4. Paste your link into a message, email or other application, or touch the location on the sharing popup to share your color palette.
5. Anyone with the link can load your palette to their device for use in their own projects. Any time you update your palette, their palette will update, too.
The Concepts color picker is certainly a traditional color-picking tool, but it also has some neat properties as part of a vector-based application.
You can access the color picker in a couple ways:
- Tap the color circle in the center of the tool wheel to bring up the COPIC color wheel and find the eyedropper.

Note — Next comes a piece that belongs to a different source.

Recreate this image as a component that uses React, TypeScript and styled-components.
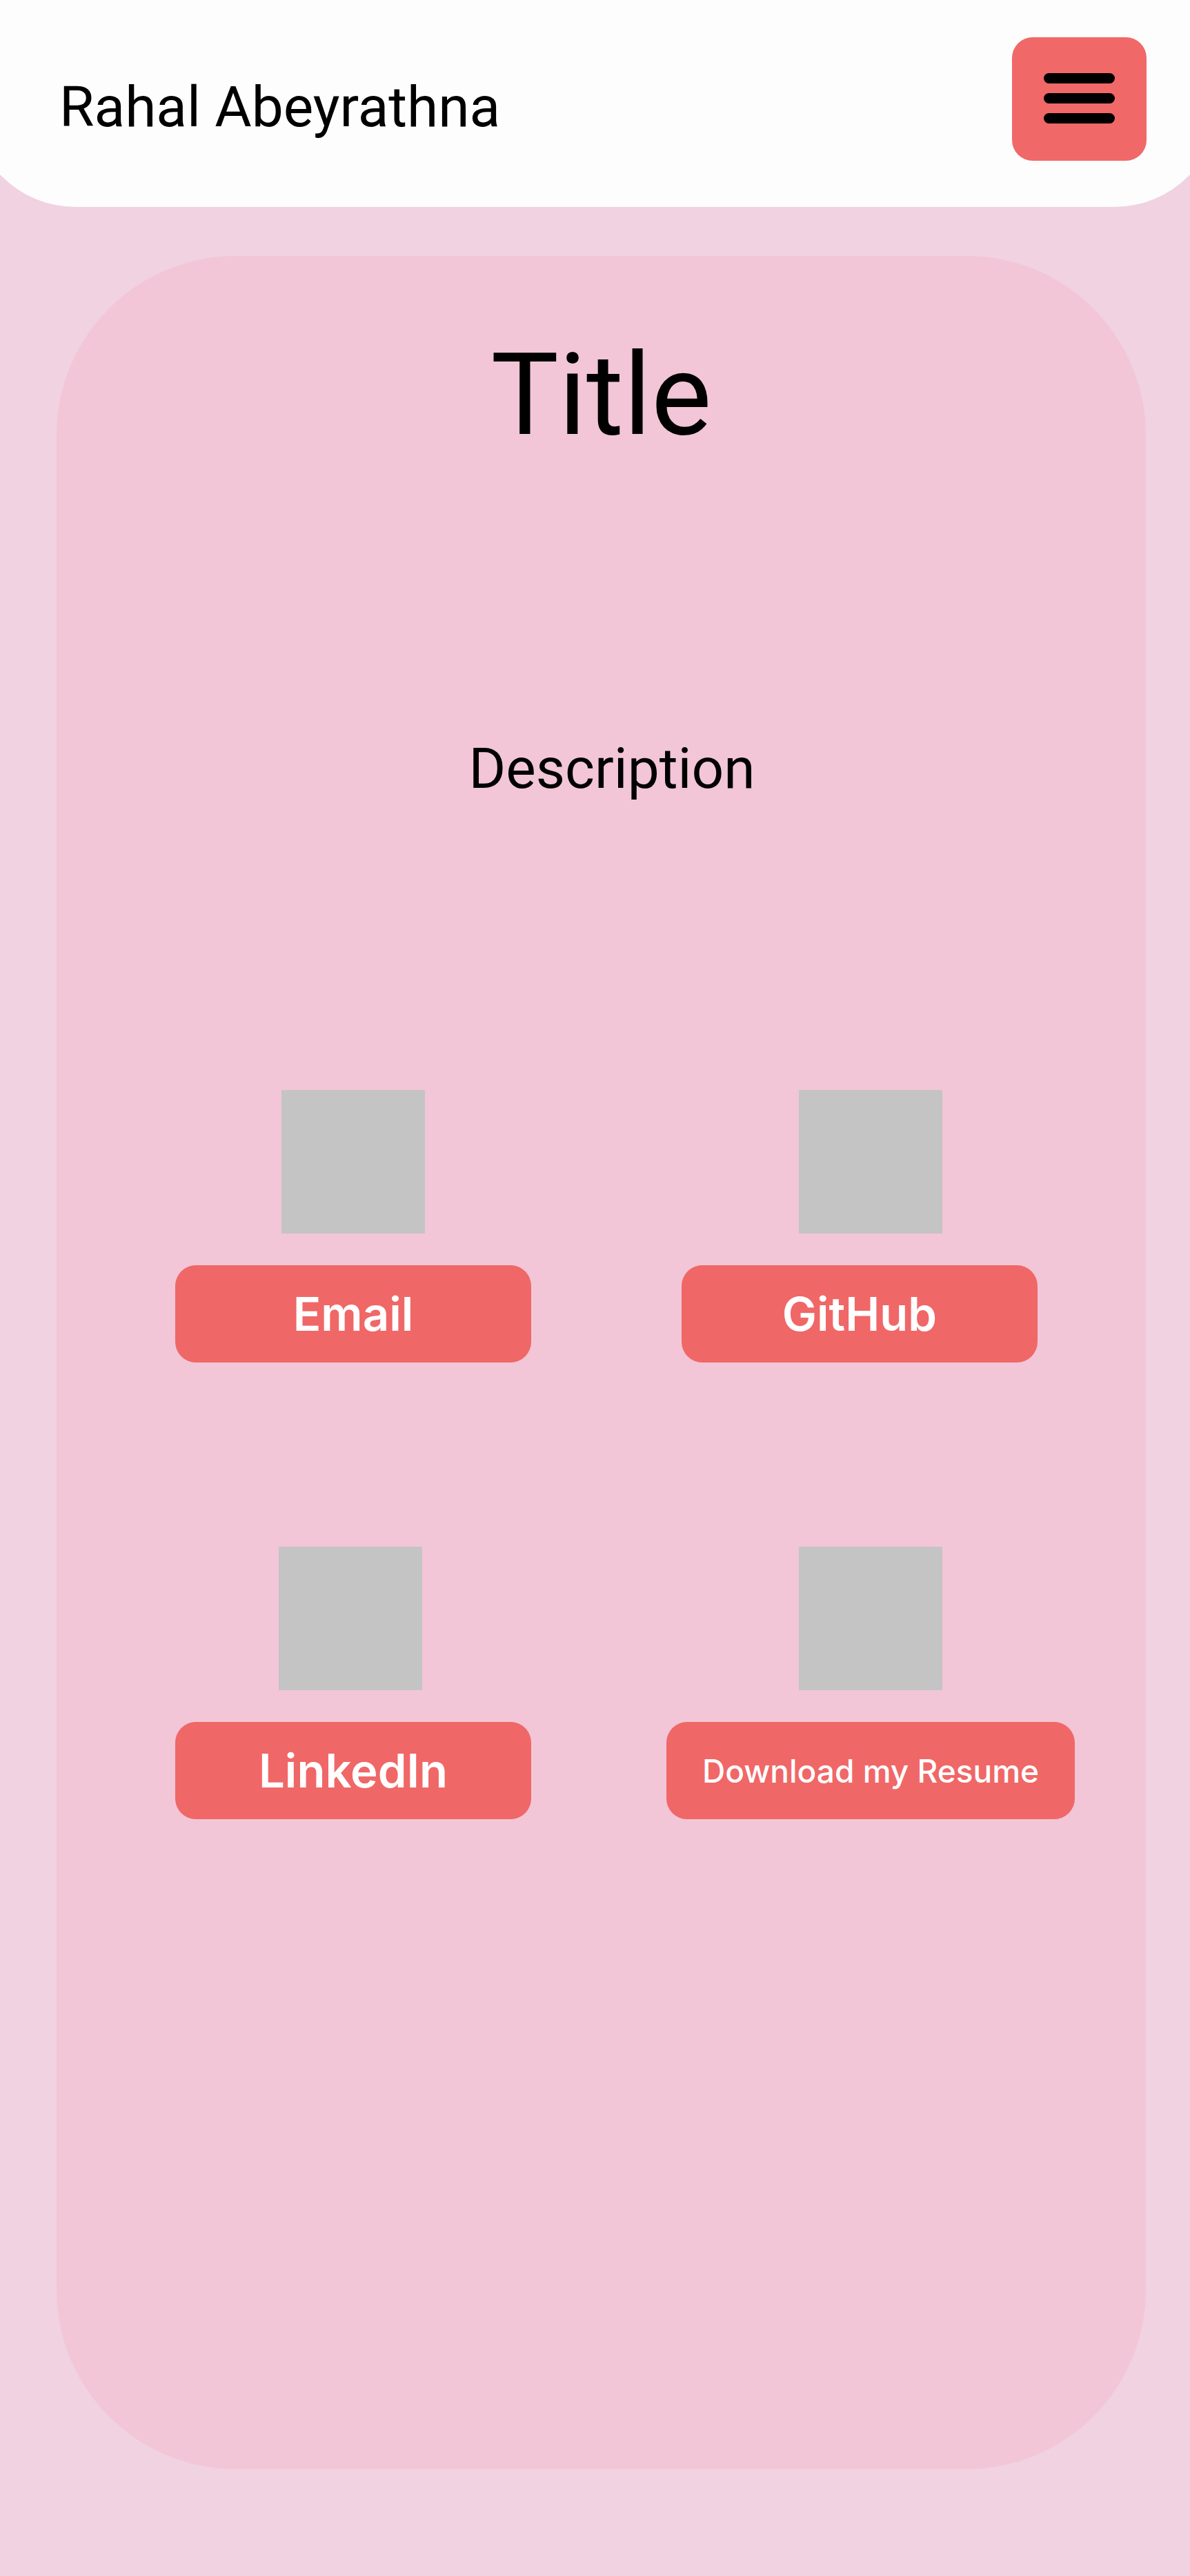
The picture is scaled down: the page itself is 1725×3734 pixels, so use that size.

- Tap+hold anywhere on the canvas to bring up the Selection menu. With another finger, you can tap the left button to toggle from Lasso to Item Picker to Color Picker. This is a great shortcut for selecting colors and brush properties without having to break your drawing flow.
As you drag the color picker about your screen, you’ll notice:
1. Its shape. The circle acts as your target zone, with the crosshairs at the center giving you the exact point of choice.
2. The solid color on the bottom half of the rim is your currently selected color for your brush. It won’t change until you tell it to.
3. The changeable color along the top half of the rim is the color your crosshairs are currently touching. This is the color your brush will take on if you let go of the color picker.
Notice that in the bottom of your screen is a popup where you can toggle between ‘Alpha On’ and ‘Alpha Off’. With alpha on, the color picker will ignore the background and also detect the opacity of the color. With alpha off, you will always get a color with 100% opacity that includes the background color in the mix (like traditional pixel apps).
4. While the ring analyzes the color and opacity of the stroke, the tag floating above the circle shows the vector details — its brush type and size etc. These are the characteristics of the brush you used when initially drawing the stroke. If you tap the tag instead of letting go of the ring, it will assign the exact brush you used to your tool slot.